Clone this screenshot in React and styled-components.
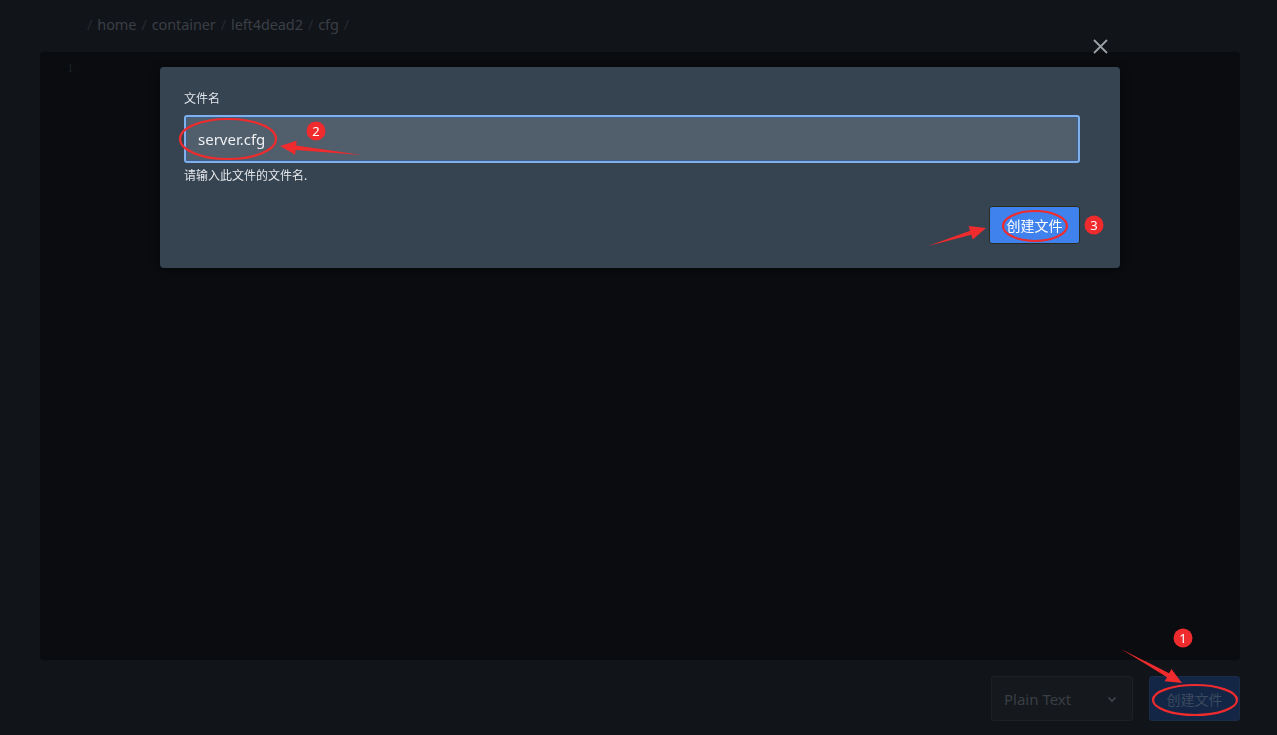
import React from 'react'
import styled, { createGlobalStyle } from 'styled-components'

const GlobalStyle = createGlobalStyle`
  html, body {
    margin: 0;
    padding: 0;
    background: #111419;
    font-family: "Noto Sans", "Noto Sans CJK SC", sans-serif;
    overflow: hidden;
  }
`

const Page = styled.div`
  width: 1277px;
  height: 735px;
  box-sizing: border-box;
  padding: 11px 37px 0 40px;
  display: flex;
  flex-direction: column;
`

const Breadcrumb = styled.div`
  display: flex;
  align-items: center;
  gap: 5px;
  height: 26px;
  padding-left: 47px;
  font-size: 14.5px;
  letter-spacing: -0.1px;
  color: #3a3f46;
`

const Slash = styled.span`
  color: #262a30;
`

const Editor = styled.div`
  margin-top: 15px;
  height: 608px;
  background: #0a0c0f;
  border-radius: 4px;
  padding: 8px 0 0 27px;
  box-sizing: border-box;
`

const LineNo = styled.div`
  font-family: "Liberation Serif", serif;
  font-size: 13px;
  color: #1d2126;
`

const Footer = styled.div`
  display: flex;
  justify-content: flex-end;
  gap: 16px;
  margin-top: 16px;
`

const Select = styled.div`
  width: 142px;
  height: 45px;
  box-sizing: border-box;
  border: 1px solid #1d2126;
  background: #15181c;
  border-radius: 3px;
  display: flex;
  align-items: center;
  justify-content: space-between;
  padding: 0 14px 0 12px;
  font-size: 15px;
  color: #393e45;
`

const FooterButton = styled.div`
  width: 91px;
  height: 45px;
  box-sizing: border-box;
  background: #132646;
  border: 1px solid #1b2c49;
  border-radius: 3px;
  display: flex;
  align-items: center;
  justify-content: center;
  font-size: 14px;
  color: #3b4a5f;
`

const Modal = styled.div`
  position: fixed;
  left: 160px;
  top: 67px;
  width: 960px;
  box-sizing: border-box;
  padding: 22px 40px 24px 24px;
  background: #364350;
  border-radius: 4px;
  box-shadow: 0 2px 8px rgba(0, 0, 0, 0.5);
  display: flex;
  flex-direction: column;
`

const Label = styled.div`
  font-size: 12px;
  color: #dde3e9;
  margin-bottom: 8px;
`

const Input = styled.div`
  height: 48px;
  box-sizing: border-box;
  background: #515e6b;
  border: 2px solid #7fb0ec;
  box-shadow: inset 0 0 0 1px #3d5f8e;
  border-radius: 3px;
  display: flex;
  align-items: center;
  padding-left: 12px;
  font-size: 15px;
  color: #eef1f4;
`

const Help = styled.div`
  font-size: 12px;
  color: #e3e7eb;
  margin-top: 3px;
`

const Actions = styled.div`
  display: flex;
  justify-content: flex-end;
  margin-top: 22px;
`

const PrimaryButton = styled.div`
  width: 91px;
  height: 38px;
  box-sizing: border-box;
  background: #3f82ee;
  border: 1px solid #2b2d1e;
  border-radius: 3px;
  display: flex;
  align-items: center;
  justify-content: center;
  font-size: 14px;
  color: #ffffff;
`

const Close = styled.svg`
  position: fixed;
  left: 1092px;
  top: 38px;
`

const Marks = styled.svg`
  position: fixed;
  left: 0;
  top: 0;
  pointer-events: none;
`

const Badge = ({ x, y, n }) => (
  <g>
    <circle cx={x} cy={y} r="9.5" fill="#ef2b2d" />
    <text x={x} y={y + 4.5} textAnchor="middle" fontSize="13" fill="#fff" fontFamily="Noto Sans, sans-serif">{n}</text>
  </g>
)

// tapered arrow from (x1,y1) to tip (x2,y2)
const Arrow = ({ x1, y1, x2, y2 }) => {
  const dx = x2 - x1
  const dy = y2 - y1
  const len = Math.hypot(dx, dy)
  const ux = dx / len
  const uy = dy / len
  const px = -uy
  const py = ux
  const hx = x2 - ux * 16
  const hy = y2 - uy * 16
  const pts = [
    [x1, y1],
    [hx + px * 2.2, hy + py * 2.2],
    [hx + px * 7, hy + py * 7],
    [x2, y2],
    [hx - px * 7, hy - py * 7],
    [hx - px * 2.2, hy - py * 2.2],
  ]
  return <polygon points={pts.map(p => p.join(',')).join(' ')} fill="#ef2b2d" />
}

export default function App() {
  return (
    <>
      <GlobalStyle />
      <Page>
        <Breadcrumb>
          <Slash>/</Slash><span>home</span>
          <Slash>/</Slash><span>container</span>
          <Slash>/</Slash><span>left4dead2</span>
          <Slash>/</Slash><span>cfg</span>
          <Slash>/</Slash>
        </Breadcrumb>
        <Editor>
          <LineNo>1</LineNo>
        </Editor>
        <Footer>
          <Select>
            <span>Plain Text</span>
            <svg width="12" height="12" viewBox="0 0 12 12">
              <path d="M2.5 4.5 L6 8 L9.5 4.5" stroke="#41464d" strokeWidth="1.6" fill="none" />
            </svg>
          </Select>
          <FooterButton>创建文件</FooterButton>
        </Footer>
      </Page>

      <Close width="17" height="17" viewBox="0 0 17 17">
        <path d="M2 2 L15 15 M15 2 L2 15" stroke="#9aa0a7" strokeWidth="1.8" />
      </Close>

      <Modal>
        <Label>文件名</Label>
        <Input>server.cfg</Input>
        <Help>请输入此文件的文件名.</Help>
        <Actions>
          <PrimaryButton>创建文件</PrimaryButton>
        </Actions>
      </Modal>

      <Marks width="1277" height="735" viewBox="0 0 1277 735">
        <g fill="none" stroke="#ef2b2d" strokeWidth="2.2">
          <ellipse cx="228" cy="139" rx="48" ry="20" />
          <ellipse cx="1035" cy="226" rx="32" ry="15" />
          <ellipse cx="1195" cy="700" rx="42" ry="15" />
        </g>
        <Arrow x1={362} y1={155} x2={280} y2={146} />
        <Arrow x1={928} y1={246} x2={986} y2={228} />
        <Arrow x1={1121} y1={649} x2={1182} y2={683} />
        <Badge x={316} y={131} n="2" />
        <Badge x={1094} y={225} n="3" />
        <Badge x={1183} y={638} n="1" />
      </Marks>
    </>
  )
}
——
Reproduce every line of the material precisely, omitting its pictures.

Clone this screenshot in React and styled-components.
import React from 'react'
import styled, { createGlobalStyle } from 'styled-components'

const GlobalStyle = createGlobalStyle`
  html, body {
    margin: 0;
    padding: 0;
    background: #111419;
    font-family: "Noto Sans", "Noto Sans CJK SC", sans-serif;
    overflow: hidden;
  }
`

const Page = styled.div`
  width: 1277px;
  height: 735px;
  box-sizing: border-box;
  padding: 11px 37px 0 40px;
  display: flex;
  flex-direction: column;
`

const Breadcrumb = styled.div`
  display: flex;
  align-items: center;
  gap: 5px;
  height: 26px;
  padding-left: 47px;
  font-size: 14.5px;
  letter-spacing: -0.1px;
  color: #3a3f46;
`

const Slash = styled.span`
  color: #262a30;
`

const Editor = styled.div`
  margin-top: 15px;
  height: 608px;
  background: #0a0c0f;
  border-radius: 4px;
  padding: 8px 0 0 27px;
  box-sizing: border-box;
`

const LineNo = styled.div`
  font-family: "Liberation Serif", serif;
  font-size: 13px;
  color: #1d2126;
`

const Footer = styled.div`
  display: flex;
  justify-content: flex-end;
  gap: 16px;
  margin-top: 16px;
`

const Select = styled.div`
  width: 142px;
  height: 45px;
  box-sizing: border-box;
  border: 1px solid #1d2126;
  background: #15181c;
  border-radius: 3px;
  display: flex;
  align-items: center;
  justify-content: space-between;
  padding: 0 14px 0 12px;
  font-size: 15px;
  color: #393e45;
`

const FooterButton = styled.div`
  width: 91px;
  height: 45px;
  box-sizing: border-box;
  background: #132646;
  border: 1px solid #1b2c49;
  border-radius: 3px;
  display: flex;
  align-items: center;
  justify-content: center;
  font-size: 14px;
  color: #3b4a5f;
`

const Modal = styled.div`
  position: fixed;
  left: 160px;
  top: 67px;
  width: 960px;
  box-sizing: border-box;
  padding: 22px 40px 24px 24px;
  background: #364350;
  border-radius: 4px;
  box-shadow: 0 2px 8px rgba(0, 0, 0, 0.5);
  display: flex;
  flex-direction: column;
`

const Label = styled.div`
  font-size: 12px;
  color: #dde3e9;
  margin-bottom: 8px;
`

const Input = styled.div`
  height: 48px;
  box-sizing: border-box;
  background: #515e6b;
  border: 2px solid #7fb0ec;
  box-shadow: inset 0 0 0 1px #3d5f8e;
  border-radius: 3px;
  display: flex;
  align-items: center;
  padding-left: 12px;
  font-size: 15px;
  color: #eef1f4;
`

const Help = styled.div`
  font-size: 12px;
  color: #e3e7eb;
  margin-top: 3px;
`

const Actions = styled.div`
  display: flex;
  justify-content: flex-end;
  margin-top: 22px;
`

const PrimaryButton = styled.div`
  width: 91px;
  height: 38px;
  box-sizing: border-box;
  background: #3f82ee;
  border: 1px solid #2b2d1e;
  border-radius: 3px;
  display: flex;
  align-items: center;
  justify-content: center;
  font-size: 14px;
  color: #ffffff;
`

const Close = styled.svg`
  position: fixed;
  left: 1092px;
  top: 38px;
`

const Marks = styled.svg`
  position: fixed;
  left: 0;
  top: 0;
  pointer-events: none;
`

const Badge = ({ x, y, n }) => (
  <g>
    <circle cx={x} cy={y} r="9.5" fill="#ef2b2d" />
    <text x={x} y={y + 4.5} textAnchor="middle" fontSize="13" fill="#fff" fontFamily="Noto Sans, sans-serif">{n}</text>
  </g>
)

// tapered arrow from (x1,y1) to tip (x2,y2)
const Arrow = ({ x1, y1, x2, y2 }) => {
  const dx = x2 - x1
  const dy = y2 - y1
  const len = Math.hypot(dx, dy)
  const ux = dx / len
  const uy = dy / len
  const px = -uy
  const py = ux
  const hx = x2 - ux * 16
  const hy = y2 - uy * 16
  const pts = [
    [x1, y1],
    [hx + px * 2.2, hy + py * 2.2],
    [hx + px * 7, hy + py * 7],
    [x2, y2],
    [hx - px * 7, hy - py * 7],
    [hx - px * 2.2, hy - py * 2.2],
  ]
  return <polygon points={pts.map(p => p.join(',')).join(' ')} fill="#ef2b2d" />
}

export default function App() {
  return (
    <>
      <GlobalStyle />
      <Page>
        <Breadcrumb>
          <Slash>/</Slash><span>home</span>
          <Slash>/</Slash><span>container</span>
          <Slash>/</Slash><span>left4dead2</span>
          <Slash>/</Slash><span>cfg</span>
          <Slash>/</Slash>
        </Breadcrumb>
        <Editor>
          <LineNo>1</LineNo>
        </Editor>
        <Footer>
          <Select>
            <span>Plain Text</span>
            <svg width="12" height="12" viewBox="0 0 12 12">
              <path d="M2.5 4.5 L6 8 L9.5 4.5" stroke="#41464d" strokeWidth="1.6" fill="none" />
            </svg>
          </Select>
          <FooterButton>创建文件</FooterButton>
        </Footer>
      </Page>

      <Close width="17" height="17" viewBox="0 0 17 17">
        <path d="M2 2 L15 15 M15 2 L2 15" stroke="#9aa0a7" strokeWidth="1.8" />
      </Close>

      <Modal>
        <Label>文件名</Label>
        <Input>server.cfg</Input>
        <Help>请输入此文件的文件名.</Help>
        <Actions>
          <PrimaryButton>创建文件</PrimaryButton>
        </Actions>
      </Modal>

      <Marks width="1277" height="735" viewBox="0 0 1277 735">
        <g fill="none" stroke="#ef2b2d" strokeWidth="2.2">
          <ellipse cx="228" cy="139" rx="48" ry="20" />
          <ellipse cx="1035" cy="226" rx="32" ry="15" />
          <ellipse cx="1195" cy="700" rx="42" ry="15" />
        </g>
        <Arrow x1={362} y1={155} x2={280} y2={146} />
        <Arrow x1={928} y1={246} x2={986} y2={228} />
        <Arrow x1={1121} y1={649} x2={1182} y2={683} />
        <Badge x={316} y={131} n="2" />
        <Badge x={1094} y={225} n="3" />
        <Badge x={1183} y={638} n="1" />
      </Marks>
    </>
  )
}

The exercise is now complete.